Marine grade plywood, on the other hand, is a different creature. Marine grade plywood is assembled gap and void-free in all layers and laminated together with special water-proof glue that holds the various layers together. When immersed, water has absolutely no effect on the glue or the strength of the lamination of marine grade plywood. Marine grade plywood will not commonly delaminate, bubble, buckle, or warp. Upon cutting marine grade plywood, no voids will be discovered on the cut edges. It is also usually constructed of harder woods such as Douglas Fir, or Western Larch.
Marine grade is a superior grade of plywood, and a substantially better product.

Not saying that the plywood you used won't work but it will not last nearly as long as Marine.
 
Joined
Jun 1, 2007
Messages
29
Re: Re-deck

Yup that is right. That is why I didn't use treated plywood. I used exterior grade plywood CDX. It has the same glue as marine and doesnt have all the nasty chemicals of treated.

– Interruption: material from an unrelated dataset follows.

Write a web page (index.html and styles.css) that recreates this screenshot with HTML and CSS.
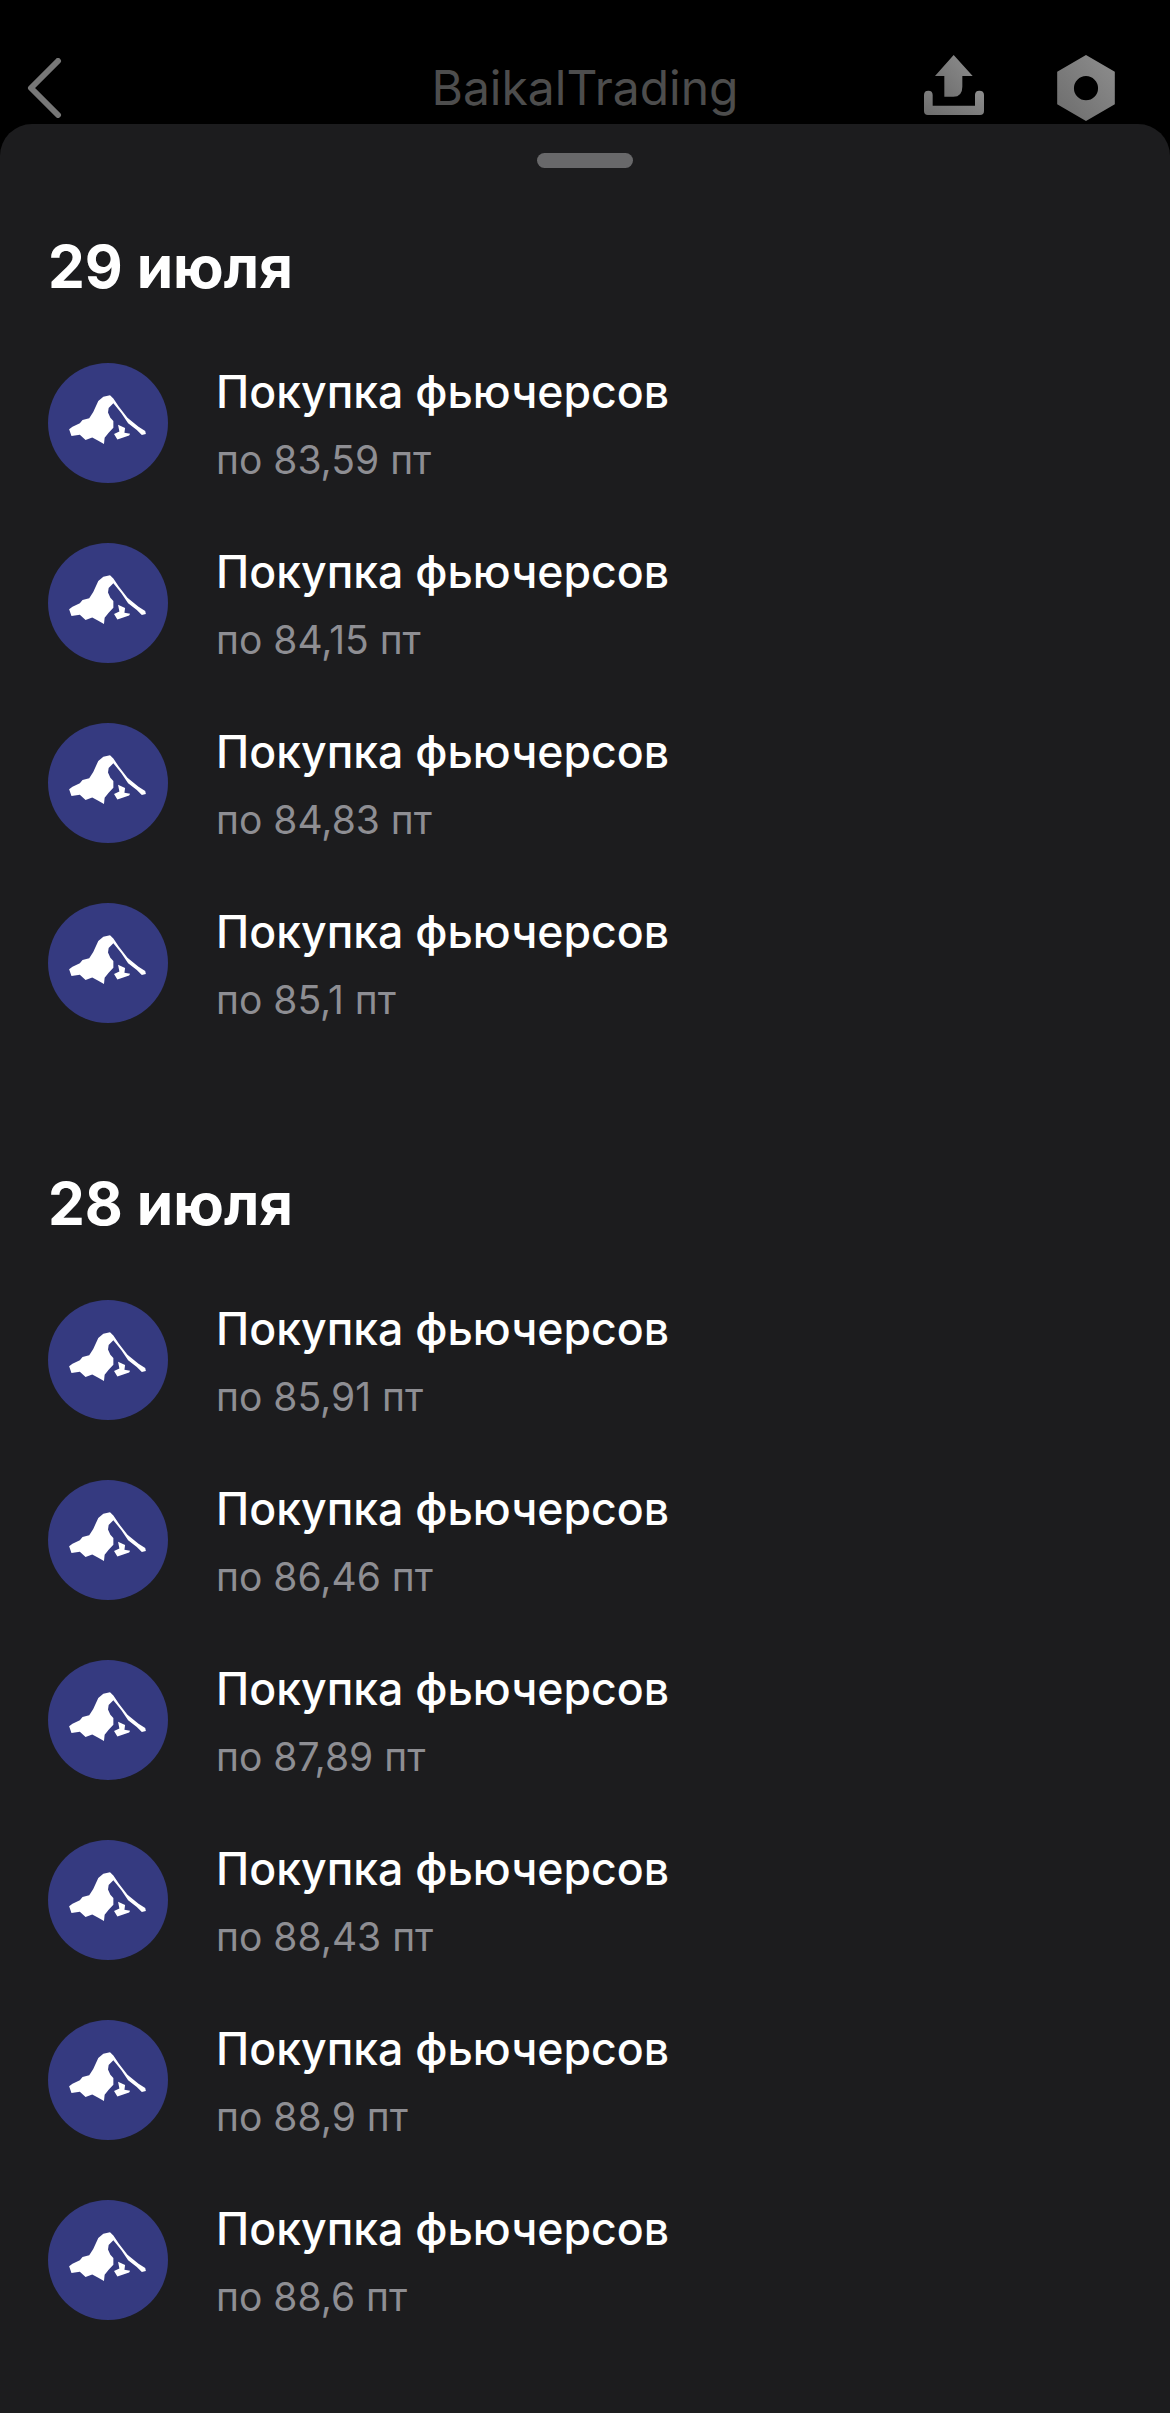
FILE: index.html
```html
<!DOCTYPE html>
<html>
  <head>
    <title>BaikalTrading</title>
    <meta charset="utf-8"/>
    <link rel="stylesheet" href="styles.css">
  </head>
  <body>
    <svg class="defs" width="0" height="0">
      <defs>
        <linearGradient id="icon-grad" x1="1" y1="0" x2="0" y2="1">
          <stop offset="0" stop-color="#8e8e8e"/>
          <stop offset="1" stop-color="#6c6c6c"/>
        </linearGradient>
        <symbol id="logo" viewBox="55 42 358 358">
          <circle cx="234" cy="221" r="179" fill="#353a80"/>
          <path fill="#fff" d="M118 240 L128 232 L150 222 L158 212 L178 207 L190 188 L205 155 L220 143 L240 138 L250 148 L266 172 L292 205 L325 232 L345 245 L347 254 L335 257 L320 242 L294 222 L274 192 L250 162 L236 176 L234 190 L241 205 L250 215 L250 235 L236 250 L224 265 L222 284 L205 274 L187 264 L167 272 L150 256 L125 260 Z"/>
          <path fill="#fff" d="M264 226 L285 236 L283 250 L300 253 L297 258 L262 270 L252 254 L268 246 Z"/>
        </symbol>
      </defs>
    </svg>

    <header class="topbar">
      <div class="topbar-left">
        <svg class="back" width="36" height="60" viewBox="0 0 36 60">
          <path d="M31 3 L4 30 L31 57" fill="none" stroke="#777" stroke-width="6" stroke-linecap="round" stroke-linejoin="round"/>
        </svg>
      </div>
      <div class="topbar-title">BaikalTrading</div>
      <div class="topbar-right">
        <svg width="60" height="60" viewBox="72 45 180 180">
          <path fill="url(#icon-grad)" d="M161 45 L218 108 L187 108 L187 140 Q187 170 160 170 L133 170 L133 108 L105 108 Z"/>
          <path fill="url(#icon-grad)" d="M72 165 Q72 152 85 152 Q98 152 98 165 L98 197 L225 197 L225 165 Q225 152 238 152 Q252 152 252 165 L252 213 Q252 225 240 225 L84 225 Q72 225 72 213 Z"/>
        </svg>
        <svg width="58" height="66" viewBox="472 45 172 197">
          <path fill="url(#icon-grad)" fill-rule="evenodd" d="M558 45 L644 95 L644 192 L558 242 L472 192 L472 95 Z M558 108 A36 36 0 1 0 558 180 A36 36 0 1 0 558 108 Z"/>
        </svg>
      </div>
    </header>

    <main class="sheet">
      <div class="handle"></div>

      <section class="day">
        <h1>29 июля</h1>
        <ul class="trades">
          <li><svg class="logo"><use href="#logo"/></svg><div class="trade-text"><h2>Покупка фьючерсов</h2><p>по 83,59 пт</p></div></li>
          <li><svg class="logo"><use href="#logo"/></svg><div class="trade-text"><h2>Покупка фьючерсов</h2><p>по 84,15 пт</p></div></li>
          <li><svg class="logo"><use href="#logo"/></svg><div class="trade-text"><h2>Покупка фьючерсов</h2><p>по 84,83 пт</p></div></li>
          <li><svg class="logo"><use href="#logo"/></svg><div class="trade-text"><h2>Покупка фьючерсов</h2><p>по 85,1 пт</p></div></li>
        </ul>
      </section>

      <section class="day">
        <h1>28 июля</h1>
        <ul class="trades">
          <li><svg class="logo"><use href="#logo"/></svg><div class="trade-text"><h2>Покупка фьючерсов</h2><p>по 85,91 пт</p></div></li>
          <li><svg class="logo"><use href="#logo"/></svg><div class="trade-text"><h2>Покупка фьючерсов</h2><p>по 86,46 пт</p></div></li>
          <li><svg class="logo"><use href="#logo"/></svg><div class="trade-text"><h2>Покупка фьючерсов</h2><p>по 87,89 пт</p></div></li>
          <li><svg class="logo"><use href="#logo"/></svg><div class="trade-text"><h2>Покупка фьючерсов</h2><p>по 88,43 пт</p></div></li>
          <li><svg class="logo"><use href="#logo"/></svg><div class="trade-text"><h2>Покупка фьючерсов</h2><p>по 88,9 пт</p></div></li>
          <li><svg class="logo"><use href="#logo"/></svg><div class="trade-text"><h2>Покупка фьючерсов</h2><p>по 88,6 пт</p></div></li>
        </ul>
      </section>
    </main>
  </body>
</html>
```

FILE: styles.css
```css
html, body {
  margin: 0;
  height: 2413px;
  overflow: hidden;
  background: #000;
  font-family: Inter, "Noto Sans", sans-serif;
}
.defs {
  display: block;
  height: 0;
}
.topbar {
  height: 124px;
  box-sizing: border-box;
  padding: 55px 55px 0;
  display: grid;
  grid-template-columns: 1fr auto 1fr;
  align-items: start;
}
.topbar-left {
  padding-top: 3px;
  margin-left: -28px;
}
.back {
  display: block;
}
.topbar-title {
  color: #4d4d4d;
  font-size: 48px;
  line-height: 66px;
}
.topbar-right {
  display: flex;
  justify-content: flex-end;
  gap: 73px;
}
.sheet {
  height: 2289px;
  box-sizing: border-box;
  background: #1c1c1e;
  border-radius: 32px 32px 0 0;
  padding: 29px 48px 0;
}
.handle {
  width: 96px;
  height: 15px;
  margin: 0 auto;
  border-radius: 8px;
  background: #68686a;
}
.day {
  margin-bottom: 82px;
}
h1 {
  margin: 0 0 62px;
  padding-top: 65px;
  color: #fff;
  font-size: 58.5px;
  font-weight: 700;
  line-height: 68px;
}
.trades {
  list-style: none;
  margin: 0;
  padding: 0;
  display: flex;
  flex-direction: column;
  gap: 60px;
}
.trades li {
  display: flex;
  align-items: center;
  gap: 48px;
  height: 120px;
}
.logo {
  width: 120px;
  height: 120px;
  flex: none;
}
.trade-text {
  padding-top: 6px;
}
h2 {
  margin: 0;
  color: #fff;
  font-size: 44.6px;
  font-weight: 550;
  line-height: 56px;
}
p {
  margin: 12px 0 0;
  color: #8e8e93;
  font-size: 39px;
  line-height: 56px;
}
```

Back to my origianal question. Do you think it is a good idea to glass the decking together to form one integral deck or leave them sealed only with urethane caulk at sheet joints?
 

5150abf

Vice Admiral
Joined
Aug 12, 2007
Messages
5,808
Re: Re-deck

A correction, I was reading the tag on a bundle of marine ply at work and it is pressure treated with arsenic also where regular 3/4 is 5 ply, marine is normally 7 ply and I concur with the rest, one is made to use in a house and other is to deck a boat and is far supirior to anyhting else.

Regular CDX is made to be used in moist conditons where marine is made to be constantly wet.

As to your question, I would stop at the caulk as the deck will probably flex some so the glass would crack I think.

The deck on a toon is a structural part of the boat so make sure you through bolt it really well, the better you attach it the stronger the boat will be.
 
Joined
Jun 1, 2007
Messages
29
Re: Re-deck

Good. That is what I was thinking too. As far as bolting goes, this time it will have all the bolts installed. The previous owner used about half the bolts. He also used treated ply and cheapo non marine carpet. It was re-decked in 2005 and it was already rotten. The cheap carpet kept the deck constantly wet. It didn't have a chance. :eek:
 

DMAN1968

Seaman
Joined
Apr 18, 2004
Messages
54
Re: Re-deck

Hello,

Just a quick question, did you use polyester resin or epoxy resin? The reason I ask is that the epoxy resin is much more waterproof than the polyester variety and is used alot in wood boats. Make sure to seal all screws and bolts with the resin or you will just be allowing water to get into the wood and then not have a way out, leading to rot. Pre-drill all holes and coat that with unthickened resin until the wood will not soak up any more. If totally encapsulated in that way it will last a good while.

Leaving the bottom uncoated should be ok if it is a good exterior grade wood as the glue should be waterproof itself. Some water can penetrate the plywood but shouldn't make it past that first layer of glue. Not as good as marine ply...but sometimes you have to use what is available.
 
Joined
Jun 1, 2007
Messages
29
Re: Re-deck

I did use polyester resin. I knew the epoxy was better but thought it has to be way better than the previous deck! I did pre-drill the holes and coated the holes. Also, after the bolts that will end up under the carpet were installed, I resined them in place too. Now I'm just letting the resin cure and will be ready for carpet in a day or two.

Had the resined sheets sitting out when it rained a couple days ago. Nothing but beads of water on them. Bottom was bone dry. Have 20 oz for-real-marine carpet to go on top of it and the fencing will be elevated too this time.
 

DMAN1968

Seaman
Joined
Apr 18, 2004
Messages
54
Re: Re-deck

Epoxy is so much easier to work with than the polyester stuff...but also quite a bit more expensive. Don't think I could go back to the poly stuff after using the epoxy. but in any case, sounds like you have a pretty good handle on things...should work out fine. Let us know in any case so that the info can help others here.